Having driven around middle Tennessee the past few days for various work assignments that involved significant local travel, I think it would be impossible to overplay the size of the area that was impacted with last weekends’ substantial rainfalls. Much of eastern Arkansas, North Mississippi, North Alabama, Western and Central Kentucky as well as all of West and Middle Tennessee were affected to some extent by our record setting wet weather. Your continued thoughts and prayers for the many misfortunate souls that were affected this weekend are most welcome.
As Melissa posted previously, other than having to broil rather than grill our steaks we suffered no negative impacts this weekend at all. None of our buildings suffered any damage. Our driveway and roads are fully intact. With the exception of about an acre down at the road on the farm where we currently live, there is no flood plain on either of our farms. Water won’t (and indeed can’t) accumulate on any sort of significant slope. The entirety of this farm AND the entirety of the one we just purchased sits either atop a hill or on the side of a hill with plenty of slope to drain water. Frankly it could have rained twice as much as it did and there still wouldn’t have been any flooding danger.
Given the extent of the news coverage this weekend, we can sure appreciate why some of our clients were worried about us and their horses. I’d like to leave you with some pictures that I took in each of our pastures today (which include short explanations of what you are looking at) that may help show why flooding will never be of serious concern here.
I took all of these photos from the cab of a 7610 Ford tractor. Including the front end loader, this tractor weighs 11,500 lbs. Unbelievably, I did not sink in enough to leave muddy tire tracks anywhere on this farm.
I hope everybody is getting ready for a great Wednesday !
A pretty photo of the pond taken from the large 40 acre field where the big boys live. Their entire field drains into and slopes toward the pond.
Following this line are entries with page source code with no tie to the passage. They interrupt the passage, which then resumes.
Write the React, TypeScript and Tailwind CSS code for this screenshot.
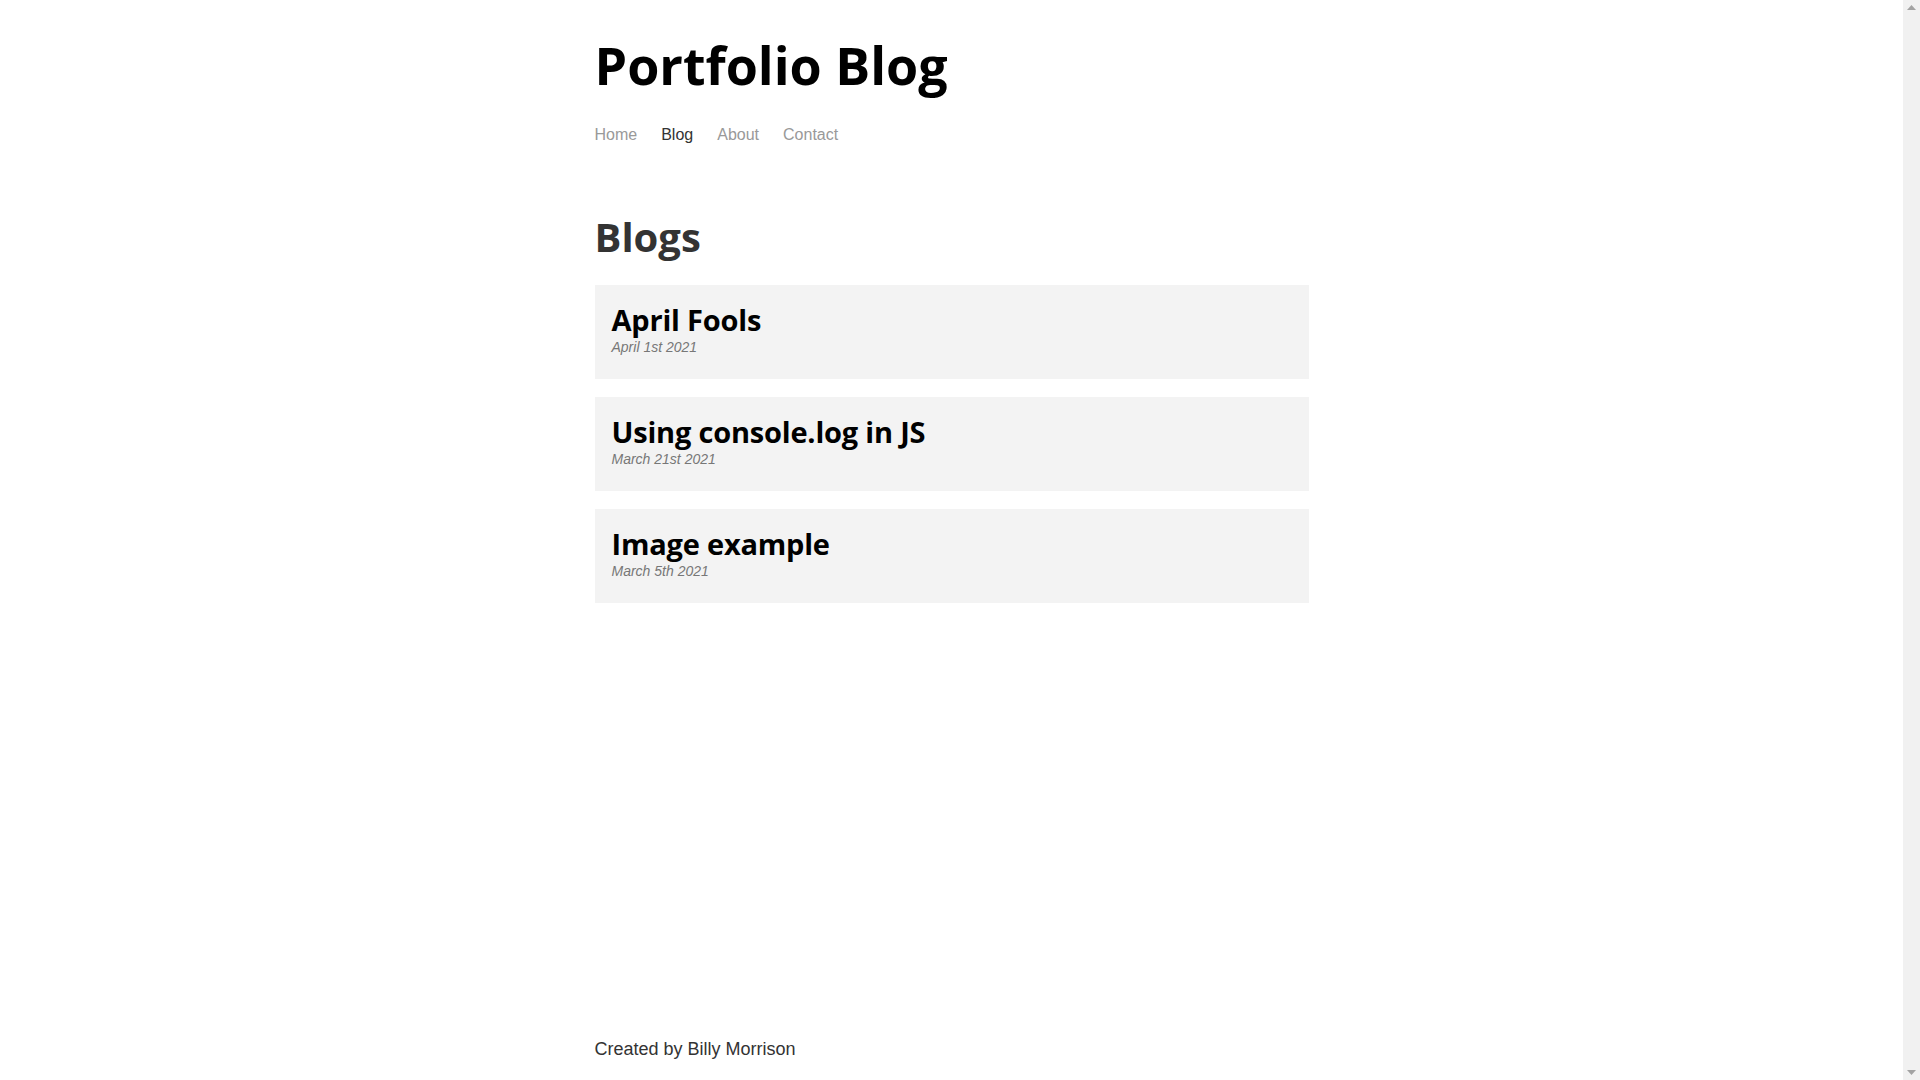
import React from "react";

const posts = [
  { title: "April Fools", date: "April 1st 2021" },
  { title: "Using console.log in JS", date: "March 21st 2021" },
  { title: "Image example", date: "March 5th 2021" },
];

const links = ["Home", "Blog", "About", "Contact"];

// stand-in for the browser's vertical scrollbar seen in the screenshot
function FakeScrollbar() {
  return (
    <div className="fixed right-0 top-0 flex h-screen w-[17px] flex-col items-center justify-between bg-[#f1f1f1] py-[5px]">
      <svg width="9" height="5" viewBox="0 0 9 5">
        <path d="M0 5 L4.5 0 L9 5 Z" fill="#a3a3a3" />
      </svg>
      <svg width="9" height="5" viewBox="0 0 9 5">
        <path d="M0 0 L4.5 5 L9 0 Z" fill="#a3a3a3" />
      </svg>
    </div>
  );
}

export default function App() {
  return (
    <div className="bg-white pr-[17px] font-['Liberation_Sans',Arial,sans-serif] text-[#333]">
      <div className="mx-auto flex min-h-[1100px] max-w-[714px] flex-col">
        <header className="pt-[39px]">
          <h1 className="font-['Open_Sans',sans-serif] text-[52px] font-bold leading-none text-black">
            Portfolio Blog
          </h1>
          <nav className="mt-[36px] flex gap-6 text-base leading-4">
            {links.map((l) => (
              <a key={l} href="#" className={l === "Blog" ? "text-[#333]" : "text-[#999]"}>
                {l}
              </a>
            ))}
          </nav>
        </header>

        <main>
          <h2 className="mt-[74px] font-['Open_Sans',sans-serif] text-[40px] font-bold leading-none text-[#333]">
            Blogs
          </h2>
          <div className="mt-[28px] flex flex-col gap-[18px]">
            {posts.map((p) => (
              <div key={p.title} className="bg-[#f3f3f3] px-[17px] pb-[25px] pt-[20px]">
                <h3 className="font-['Open_Sans',sans-serif] text-[29px] font-bold leading-none tracking-[-0.2px] text-black">
                  {p.title}
                </h3>
                <p className="mt-[6px] text-[14px] italic leading-[14px] text-[#777]">{p.date}</p>
              </div>
            ))}
          </div>
        </main>

        <footer className="mt-auto pb-[42px] text-[18px] leading-[18px] text-[#333]">Created by Billy Morrison</footer>
      </div>
      <FakeScrollbar />
    </div>
  );
}
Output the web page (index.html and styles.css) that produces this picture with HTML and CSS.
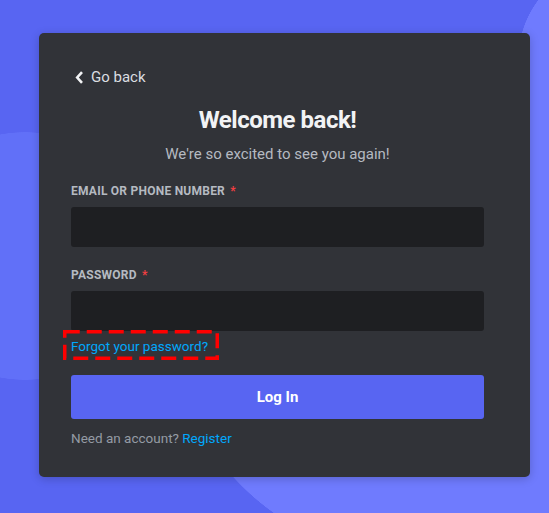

A picture of the field with Clay standing beside the hay feeder (this field is adjacent to the big boys’ field). Note the slope which continues through the mare’s field (across the alley) toward the road. We are standing 1500 feet away from the road and we are situated at least 50 feet higher than the elevation at which the road passes the front of the farm. This gives us a 3 % slope…more than enough to ensure water will drain.
This photo is taken looking toward the pond from the top of one of the hills in the big boys 40 acre pasture. No problem with drainage here ! 🙂 Dustin is acting as our supermodel today.
Another shot of Clay’s field (also shown in the 2nd picture) showing the drainage channel in the middle of the field and the hill at the rear.
This is taken from the roadside in the mares field looking toward the woods and hill at the rear which is in Clay’s field. Note the difference in elevation between where I’m standing and the hay feeder. A very gentle slope but it still drains water.
This is the valley above the pond and between two sets of hills in the big boys 40 acre field. Note how dry this looks two days after receiving a foot of rain. Like all the rest of these photos, I took this shot from the cab of a Ford 7610 tractor which weighs 11,500 lbs. I had just driven up this valley. Note that there are no tire tracks visible in this photo.
The only place there was any flooding at all was right at the road. You’ll notice how the road acts like a dike for the land that flooded to the left of it in the photo. This is by far the lowest point on the farm. With the exception of the flooded area in the photo, I’m standing at the lowest level in the remainder of this field. Melissa keeps her horses in this field.